I haven’t tried the monkfish at lower temps and am relatively new to sous vide cooking. It’s a very interesting technique and I’m enjoying playing around with it. One of these days I’m going to break down and spend the money on a chamber vacuum sealer because I want to do some of the sous vide recipes with liquids. I’ve recently found a dry piston chamber vacuum sealer for the home for under US$600, which is still a little steep but beats the $2500 for a commercial model.
I’ve been doing sous-vide with liquids on a regular basis using ziploc pouches. They are $1 each but still cheaper than getting a chamber vacuum sealer!
😀 Very true but there are other molecular gastronomy uses for a vacuum sealer. I haven’t bought one yet but I am looking. I will just have to forego a case of wine.
Good point 🙂
That is one pretty elegant dish Richard. There was probably a mortgage taken out to buy the fish…

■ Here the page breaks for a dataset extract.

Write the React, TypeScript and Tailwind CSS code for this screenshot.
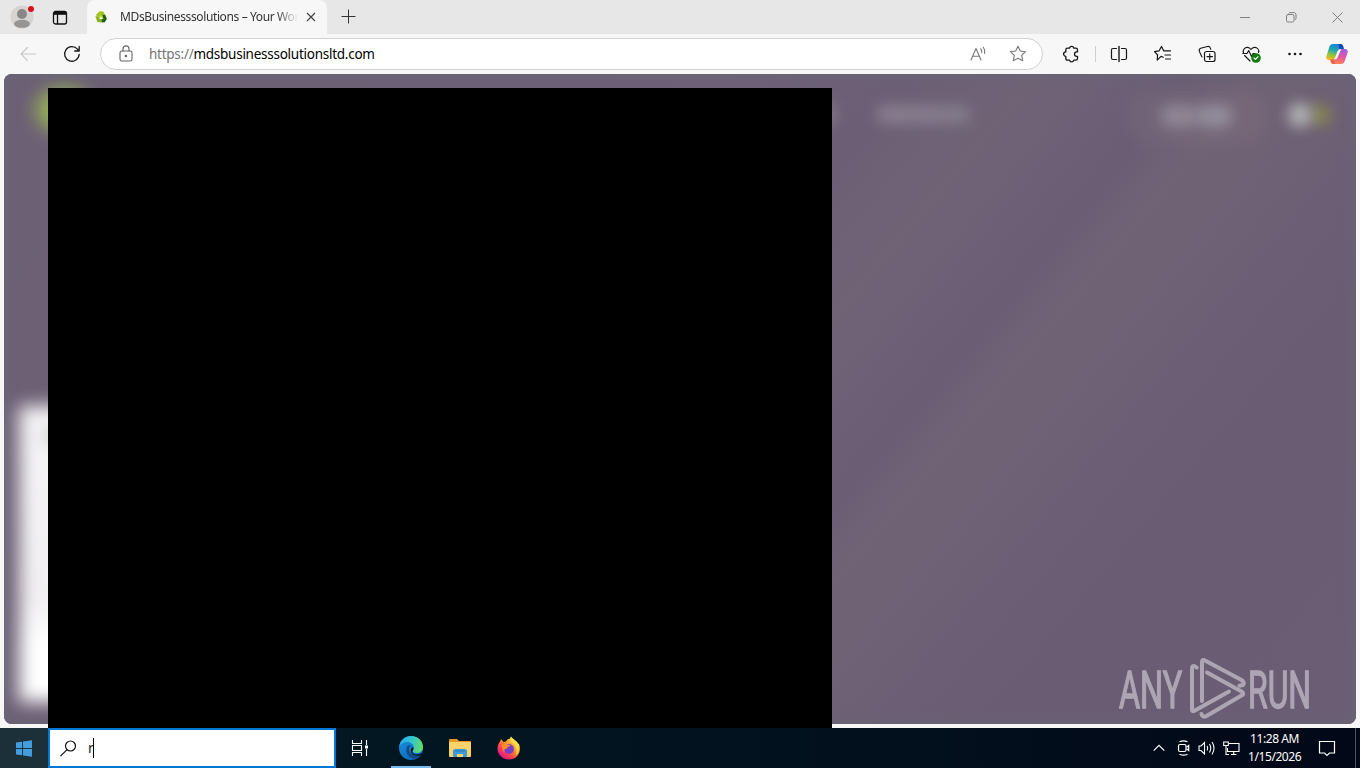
import type { ReactNode } from 'react';

interface IconProps {
  size?: number;
  className?: string;
  children: ReactNode;
}

// 20x20 stroke icon used by the browser chrome
function Icon({ size = 20, className = '', children }: IconProps) {
  return (
    <svg
      width={size}
      height={size}
      viewBox="0 0 20 20"
      fill="none"
      stroke="currentColor"
      strokeWidth={1.1}
      strokeLinecap="round"
      strokeLinejoin="round"
      className={`shrink-0 ${className}`}
    >
      {children}
    </svg>
  );
}

function ToolButton({ children }: { children: ReactNode }) {
  return <button className="flex w-11 h-8 shrink-0 items-center justify-center">{children}</button>;
}

function Avatar() {
  return (
    <div className="relative w-6 h-6 shrink-0">
      <svg width="24" height="24" viewBox="0 0 24 24">
        <circle cx="12" cy="12" r="11.5" fill="#d6d4d2" />
        <circle cx="12" cy="9" r="5" fill="#8a8886" />
        <ellipse cx="12" cy="18.8" rx="8" ry="4" fill="#979593" />
      </svg>
      <span className="absolute left-[18px] top-px w-1.5 h-1.5 rounded-full bg-[#d8101c]" />
    </div>
  );
}

function Favicon() {
  return (
    <svg width="12" height="12" viewBox="0 0 12 12" className="shrink-0">
      <circle cx="6" cy="6.200" r="4.300" fill="#b5cf3a" />
      <path d="M4.500.3 8 .5 10.500 4 7 4.500 5.400 3.300 3.600 5.600.6 4.300z" fill="#a3c51c" />
      <path d="M.4 5 3.600 6 4 8.300 6.500 8.500 6 11.600 2.400 11z" fill="#84b418" />
      <path d="M7.400 3.800 10.300 4 11.800 8 9.800 11.300 6.500 11.500 6.600 8.500 8.500 8z" fill="#245f14" />
      <path d="M6 5.200 7.600 8H4.500z" fill="#fff" />
    </svg>
  );
}

function Copilot() {
  return (
    <svg width="24" height="24" viewBox="0 0 24 24" className="shrink-0">
      <defs>
        <linearGradient id="cpLeft" x1="0.600" y1="0" x2="0.300" y2="1">
          <stop offset="0" stopColor="#1682d8" />
          <stop offset="0.400" stopColor="#20a9b0" />
          <stop offset="0.700" stopColor="#8cc63e" />
          <stop offset="1" stopColor="#f5b81e" />
        </linearGradient>
        <linearGradient id="cpRight" x1="0.700" y1="0" x2="0.300" y2="1">
          <stop offset="0" stopColor="#a45de6" />
          <stop offset="0.500" stopColor="#e5569b" />
          <stop offset="1" stopColor="#fd8b4d" />
        </linearGradient>
      </defs>
      <path d="M8 2h7.500c1.500 0 2.200 1 2.600 2.300l.7 2.700h-2.500c-2 0-3 .8-3.600 2.700l-1.900 5.800c-.5 1.700-1.500 2.500-3.200 2.500H4c-2.200 0-3.200-1.500-2.600-3.800L4.300 5C4.900 3 6 2 8 2z" fill="url(#cpLeft)" />
      <path d="M13.500 2h2c1.500 0 2.200 1 2.600 2.300l.7 2.700h-4.500z" fill="#1546b8" />
      <path d="M16 22H8.500C7 22 6.300 21 5.900 19.700L5.200 17.500h2.500c2 0 3-.8 3.600-2.700l1.900-5.300c.5-1.700 1.500-2.500 3.200-2.500H20c2.200 0 3.200 1.500 2.600 3.800L19.700 19c-.6 2-1.700 3-3.700 3z" fill="url(#cpRight)" />
      <path d="M10.500 22h-2C7 22 6.300 21 5.900 19.700L5.200 17.500h4z" fill="#f35f4a" />
      <path d="M12 10.200Q12.800 7.200 15 7.200h1.200L13 14.500q-.8 2.700-3 2.700H8.500Q9.900 16.500 10.500 14.700z" fill="#f7f7f7" />
    </svg>
  );
}

function TabStrip() {
  return (
    <header className="flex h-[34px] shrink-0 bg-[#e7e7e7]">
      <div className="flex w-[87px] items-center gap-[17px] pl-2.5">
        <Avatar />
        <svg width="17" height="17" viewBox="0 0 17 17" fill="none" stroke="#111" strokeWidth="1.300" className="shrink-0">
          <rect x="2.500" y="2.500" width="13" height="12.500" rx="2" />
          <path d="M3 4.300h12" strokeWidth="3" />
          <path d="M6.500 5v10" />
        </svg>
      </div>

      {/* Active tab */}
      <div className="flex w-60 items-center rounded-t-lg bg-[#f7f7f7] pl-2">
        <Favicon />
        <div className="ml-[13px] w-[178px] overflow-hidden whitespace-nowrap text-[12px] tracking-[-0.38px] text-[#333] mask-r-from-[88%]">
          MDsBusinesssolutions – Your Wor
        </div>
        <svg width="10" height="10" viewBox="0 0 10 10" stroke="#444" strokeWidth="1.200" className="ml-2 shrink-0">
          <path d="M1 1l8 8M9 1l-8 8" />
        </svg>
      </div>
      <svg width="15" height="15" viewBox="0 0 15 15" stroke="#333" strokeWidth="1" className="ml-3.5 mt-[9px] shrink-0">
        <path d="M7.500 .5v14M.5 7.500h14" />
      </svg>

      {/* Window controls */}
      <div className="ml-auto flex text-[#808080]">
        <div className="flex w-[46px] items-center justify-center">
          <svg width="10" height="10" stroke="currentColor"><path d="M0 5.500h10" /></svg>
        </div>
        <div className="flex w-[46px] items-center justify-center">
          <svg width="11" height="11" fill="none" stroke="currentColor">
            <rect x=".5" y="2.500" width="7.500" height="7.500" rx="1.500" />
            <path d="M2.500 1.500 3.500.6H8.500L10 2v4.500L9 8" />
          </svg>
        </div>
        <div className="flex w-[46px] items-center justify-center">
          <svg width="11" height="11" stroke="currentColor"><path d="M.5.5l10 10M10.500.5l-10 10" /></svg>
        </div>
      </div>
    </header>
  );
}

function Toolbar() {
  return (
    <div className="flex h-10 shrink-0 items-center bg-[#f7f7f7] pl-1.5 text-[#161616]">
      <ToolButton>
        <Icon className="text-[#c8c8c8]"><path d="M17.500 10H3M9.500 3.500 3 10l6.500 6.500" /></Icon>
      </ToolButton>
      <ToolButton>
        <Icon><path d="M17.200 10.300A7.300 7.300 0 1 1 15.500 5.200L17 7M17.200 2.500V7h-4.500" strokeWidth={1.3} /></Icon>
      </ToolButton>

      {/* Address bar */}
      <div className="ml-1.5 flex h-8 w-[943px] shrink-0 items-center rounded-full border border-[#d2d2d2] bg-white pl-[15px] pr-3.5">
        <Icon className="text-[#666]">
          <rect x="4" y="7" width="12" height="10" rx="1.800" />
          <path d="M7 7V4.900a3 3 0 0 1 6 0V7" />
          <circle cx="10" cy="12" r="0.700" fill="currentColor" />
        </Icon>
        <div className="ml-[13px] flex-1 whitespace-nowrap text-[13.5px] tracking-[-0.26px] text-black">
          <span className="text-[#757575]">https://</span>mdsbusinesssolutionsltd.com
        </div>
        <Icon className="mr-5 text-[#777]">
          <path d="M3 16 8 4.500 13 16M4.800 12.300h6.400M12.800 4.800q1.200 1.500 1 3.700M15.300 3.200q1.900 2.600 1.400 6.300" />
        </Icon>
        <Icon className="text-[#777]">
          <path d="M10 2.200 12.300 7l5.300.7-3.900 3.700 1 5.300L10 14.200l-4.700 2.500 1-5.300L2.400 7.700 7.700 7z" />
        </Icon>
      </div>

      <div className="ml-1.5 flex items-center">
        <ToolButton>
          <Icon>
            <path d="M6.500 4.200h2a2.200 2.200 0 0 1 4.300 0h2q1.700 0 1.700 1.700v2h-.8a2.200 2.200 0 0 0 0 4.400h.8v2.200q0 1.700-1.700 1.700h-2a2.200 2.200 0 0 1-4.300 0h-2q-1.700 0-1.700-1.700v-2.200a2.200 2.200 0 0 1 0-4.400v-2q0-1.700 1.700-1.700z" strokeWidth={1.3} />
          </Icon>
        </ToolButton>
        <div className="ml-0.5 mr-px h-4 w-px bg-[#d0d0d0]" />
        <ToolButton>
          <Icon>
            <path d="M7.500 4.500H4Q2.500 4.500 2.500 6v8q0 1.500 1.500 1.500h3.500M12.500 4.500H16q1.500 0 1.500 1.500v8q0 1.500-1.500 1.500h-3.500" strokeWidth={1.2} />
            <path d="M10 2.500v15" strokeWidth={1.4} />
          </Icon>
        </ToolButton>
        <ToolButton>
          <Icon>
            <path d="M10.300 13.200 8 12.400 4.200 16.200 4.600 11 1.500 7.700l4.600-.9L8.500 2.500l2.200 4.300h6.800M12 11h5.500M12.500 15h5" strokeWidth={1.2} />
          </Icon>
        </ToolButton>
        <ToolButton>
          <Icon>
            <rect x="7.500" y="7.500" width="10.500" height="10" rx="2" strokeWidth={1.2} />
            <path d="M12.750 9.800v5.600M10 12.600h5.500M5 13 2.400 7.500Q1.600 5.300 3.600 4.300L10.500 2.500Q12.500 2 13.300 4l.5 1.300" strokeWidth={1.1} />
          </Icon>
        </ToolButton>
        <ToolButton>
          <Icon>
            <path d="M2.500 9C1.300 5.500 4 3.200 6.600 3.400 8.300 3.500 9.300 4.500 10 5.500c.7-1 1.700-2 3.400-2.100 2.600-.2 5.200 2.100 4.100 5.100M3.600 11.500 9 17M1.800 9.500H6l1.700-3 2.800 6 1.500-3h2" />
            <circle cx="15" cy="14" r="4.800" fill="#107c10" stroke="none" />
            <path d="M12.900 14l1.500 1.500 2.700-2.800" stroke="#fff" strokeWidth={1.1} />
          </Icon>
        </ToolButton>
        <ToolButton>
          <Icon>
            <g fill="currentColor" stroke="none">
              <circle cx="4.500" cy="10" r="1.300" />
              <circle cx="10" cy="10" r="1.300" />
              <circle cx="15.500" cy="10" r="1.300" />
            </g>
          </Icon>
        </ToolButton>
        <div className="flex w-10 items-center justify-center"><Copilot /></div>
      </div>
    </div>
  );
}

function Watermark() {
  return (
    <svg width="206" height="74" viewBox="0 0 206 74" className="absolute bottom-0 right-[38px] opacity-55">
      <g fill="#e6e0ea" stroke="#e6e0ea" strokeWidth="1.300" fontFamily="Roboto, sans-serif" fontSize="51">
        <text transform="translate(7 58) scale(0.635 1.020)">ANY</text>
        <text transform="translate(136 58) scale(0.625 1.020)">RUN</text>
      </g>
      <g fill="none" stroke="#e6e0ea" strokeWidth="4" strokeLinejoin="round" strokeLinecap="round">
        <path d="M84.700 17.500Q80 14 80 19v40.500q0 2.500 2.500 1.200L117 41.500" />
        <path d="M90 51V12q0-3 3-1.500l36.500 19.500q3.500 2.500 1.500 5l-3.500.7" />
        <path d="M95 22.500 129.500 41.500q3.500 2 0 4L94.500 66q-4 2-5-2" />
      </g>
    </svg>
  );
}

// Page behind the overlay, everything in it is out of focus
function BlurredPage() {
  return (
    <main className="mx-1 h-[650px] shrink-0 overflow-hidden rounded-lg bg-[#6e6075]">
      <div className="relative h-full bg-[linear-gradient(130deg,#6c6075_0%,#6e6076_40%,#6c5f75_48%,#706376_54.5%,#6d6076_59%,#6a5d74_62.5%,#706376_66%,#6f6275_69%,#6c5f75_75%,#6a5d73_82%,#6b5e74_100%)] shadow-[inset_0_0_14px_#676777]">
        <div className="absolute left-8 top-3.5 h-11 w-14 rounded-full bg-[#96b056] blur-[9px]" />
        <div className="absolute left-[805px] top-7 h-6 w-7 rounded-full bg-[#918593]/60 blur-[7px]" />
        <div className="absolute left-[872px] top-[31px] h-[19px] w-[95px] rounded-full bg-linear-to-r from-[#918295] to-[#83818f] opacity-85 blur-[7px]" />
        <div className="absolute left-[1122px] top-4 h-14 w-36 rounded-full bg-[#80707d]/35 blur-[9px]" />
        <div className="absolute left-[1156px] top-[31px] h-[22px] w-[38px] rounded-full bg-[#97909f]/80 blur-[7px]" />
        <div className="absolute left-[1191px] top-[31px] h-[22px] w-[38px] rounded-full bg-[#9997a5]/80 blur-[7px]" />
        <div className="absolute left-[1305px] top-[30px] h-[22px] w-[22px] rounded-full bg-[#89884f]/90 blur-[7px]" />
        <div className="absolute left-[1284px] top-[29px] h-6 w-6 rounded-full bg-[#b2b3b6] blur-[7px]" />
        <div className="absolute left-[15px] top-[332px] h-[296px] w-20 bg-linear-to-b from-[#f5f4f5] via-[#f1eff1] via-65% to-white to-80% blur-[9px]" />
        <div className="absolute left-[38px] top-[352px] h-5 w-8 bg-[#ddd] blur-[6px]" />
        <Watermark />
      </div>
    </main>
  );
}

function EdgeLogo() {
  return (
    <svg width="26" height="26" viewBox="0 0 26 26">
      <defs>
        <linearGradient id="edgeTop" x1="0" y1="0.400" x2="1" y2="0.500">
          <stop offset="0" stopColor="#2aa9e8" />
          <stop offset="0.500" stopColor="#31c5cf" />
          <stop offset="1" stopColor="#68dd62" />
        </linearGradient>
        <linearGradient id="edgeBase" x1="0" y1="0" x2="0.700" y2="1">
          <stop offset="0" stopColor="#1a91df" />
          <stop offset="1" stopColor="#0d69b6" />
        </linearGradient>
      </defs>
      <circle cx="13" cy="13" r="12" fill="url(#edgeBase)" />
      <path d="M1.200 12C2 5.500 7 1 13 1c7.500 0 12 5.500 12 11 0 4-3 6-6.200 6-2.800 0-4.300-1-4.300-2 0-.7 1.300-1.300 1.300-3.500 0-3-2.800-5.500-6.800-5.500C5 7 2 9.500 1.200 12z" fill="url(#edgeTop)" />
      <path d="M10 10.500C7 13 7.500 21 14.500 23.500c4 .8 7.500-1.500 8.500-4-6 2.500-11.500 0-12-4.500-.2-2 .5-3.500 2-4.500z" fill="#124b87" />
      <path d="M14.500 16c-.8 3 2.700 4.500 9 2.500l1.500-1v1l-2 1.700c-5 1.300-9-.2-10-3.200-.4-2 0-3.500 1.500-5 1 .5 1.300 1.500.8 2.500z" fill="#02131d" />
    </svg>
  );
}

function FolderLogo() {
  return (
    <svg width="24" height="20" viewBox="0 0 24 20">
      <path d="M1 2q0-1 1-1h7l2 2h11q1 0 1 1v4H1z" fill="#e59b23" />
      <path d="M1 4h22v14q0 1-1 1H2q-1 0-1-1z" fill="#f9d36a" />
      <path d="M5 19v-6q0-2 2-2h10q2 0 2 2v6h-4v-3H9v3z" fill="#3f9bd8" />
      <path d="M7 13h10" stroke="#2a78b4" strokeWidth="1" />
    </svg>
  );
}

function FirefoxLogo() {
  return (
    <svg width="24" height="24" viewBox="0 0 24 24">
      <defs>
        <linearGradient id="ffBody" x1="0.850" y1="0.100" x2="0.200" y2="0.900">
          <stop offset="0" stopColor="#fff04a" />
          <stop offset="0.400" stopColor="#ff9a2a" />
          <stop offset="0.700" stopColor="#ff4648" />
          <stop offset="1" stopColor="#e31587" />
        </linearGradient>
      </defs>
      <path d="M3 5.500 4 3l2.500 3L9 5.500C10 3.500 11 3 12.500 3L14 .5c1 2.500 6 4 7 7l1 .5c3 8-2 15.500-9.800 15.500C5.500 23.500.5 18.500.5 13 .5 9.500 1.500 7.500 3 5.500z" fill="url(#ffBody)" />
      <circle cx="12" cy="13" r="4.900" fill="#7540c8" />
      <path d="M5 8.500C7 7 9 7 11 8.700l2.500.3c0 1.500-2.500 1.500-3 2.500-.3 1-.8 1.300-2 1.500-1.500.2-1.500 2-.8 3.200C5.500 15 4.800 12 5 8.500z" fill="#ff8b2d" />
      <path d="M14 .5c1 2.500 7 4.500 7.800 10 .5 4-1 7-3.300 9 1.500-4 1.500-8-1-10.500-2-2-4.500-4-3.500-8.500z" fill="#ffe14b" opacity="0.850" />
    </svg>
  );
}

function Taskbar() {
  return (
    <footer className="flex h-10 shrink-0 bg-linear-to-r from-[#021b24] via-[#02131f] via-50% to-[#020817] text-white">
      <div className="flex w-12 items-center justify-center bg-[#1b3038]">
        <svg width="16" height="17" viewBox="0 0 16 17" fill="#419ddd">
          <path d="M0 2.500 6 1.700V8H0zM7 1.500 16 .2V8H7zM0 9h6v6.300L0 14.500zM7 9h9v7.800L7 15.500z" />
        </svg>
      </div>
      <div className="flex w-72 items-center border-2 border-[#0078d7] bg-white pl-2.5 text-black">
        <svg width="17" height="17" viewBox="0 0 17 17" fill="none" stroke="#111" strokeWidth="1.200">
          <circle cx="10.500" cy="6" r="5" />
          <path d="M6.800 9.800 .5 16.200" />
        </svg>
        <span className="ml-[11px] text-[14px] leading-5 tracking-[-0.8px] text-[#222]">r</span>
        <span className="h-5 w-px bg-black" />
      </div>

      {/* Pinned apps */}
      <div className="flex">
        <div className="flex w-12 items-center justify-center">
          <svg width="18" height="16" viewBox="0 0 18 16" fill="none" stroke="#fff" strokeWidth="1.100">
            <path d="M1.500 0v3.500h9V0M1.500 16v-3.500h9V16M1.500 5.500h9v5h-9zM15.500 0v5M15.500 9v7" />
            <path d="M14 7h3" strokeWidth="3" />
          </svg>
        </div>
        <div className="ml-0.5 flex w-[50px] flex-col items-center">
          <div className="flex flex-1 items-center pt-0.5"><EdgeLogo /></div>
          <div className="h-0.5 w-10 bg-[#76b9ed]" />
        </div>
        <div className="flex w-12 items-center justify-center"><FolderLogo /></div>
        <div className="flex w-[50px] items-center justify-center"><FirefoxLogo /></div>
      </div>

      {/* System tray */}
      <div className="ml-auto flex items-center">
        <svg width="12" height="8" viewBox="0 0 12 8" fill="none" stroke="#fff" strokeWidth="1.200" className="mr-3"><path d="M.7 6.700 6 1.400l5.300 5.300" /></svg>
        <svg width="14" height="16" viewBox="0 0 14 16" fill="none" stroke="#fff" strokeWidth="1.200" className="mr-[7px]">
          <rect x="1.500" y="4.500" width="7.500" height="7" rx="1.500" />
          <path d="M9.500 7.200 11.700 5.500v5L9.500 8.800M2.500 1.700q4-1.800 8 0M2.500 14.300q4 1.800 8 0" />
        </svg>
        <svg width="18" height="14" viewBox="0 0 18 14" fill="none" stroke="#fff" strokeWidth="1.100" className="mr-[7px]">
          <path d="M1 5v4.500h2L6.500 13V1.500L3 5zM9 5q1.300 2 0 4.500M11.500 3q2.500 4 0 8.500M14 1q4 6 0 12.500" />
        </svg>
        <svg width="17" height="15" viewBox="0 0 17 15" fill="none" stroke="#fff" strokeWidth="1.100" className="mr-2">
          <path d="M6 2.500h10v8H4.500V7M8 13.500h5.500M10.700 10.500v3M.7 1h4.600v3.500H.7zM3 4.500V13.500h3" />
        </svg>
        <div className="w-[53px] text-center text-[12px] leading-[18px] tracking-[-0.42px] whitespace-nowrap">
          <div>11:28 AM</div>
          <div>1/15/2026</div>
        </div>
        <svg width="18" height="17" viewBox="0 0 18 17" fill="none" stroke="#fff" strokeWidth="1.200" className="ml-[17px]">
          <path d="M1.500 1.500h15v11.500h-5L9 15.500 6.500 13h-5z" />
        </svg>
        <div className="ml-[19px] h-10 w-px bg-[#4a5060]" />
        <div className="w-1" />
      </div>
    </footer>
  );
}

export default function App() {
  return (
    <div className="relative flex h-[768px] w-[1360px] flex-col overflow-hidden bg-[#f7f7f7] font-['Noto_Sans',sans-serif]">
      <TabStrip />
      <Toolbar />
      <BlurredPage />
      <div className="h-1 shrink-0" />
      <Taskbar />
      {/* Start search flyout, not painted yet */}
      <div className="absolute left-12 top-[88px] h-[640px] w-[784px] bg-black" />
    </div>
  );
}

Thanks, Conor. It was a lot of fun and was one of my first attempts with the sous vide setup. It does fish remarkably well and this dish really was killer. Still, the asparagus is what stole the show and it was considerably cheaper than the monkfish, unless, of course, you take into consideration the white truffle cream that was $27 for 2 oz. You only use 1/2 tsp for the asparagus but you still have to have it. Of course, we made a few other dishes once we got it.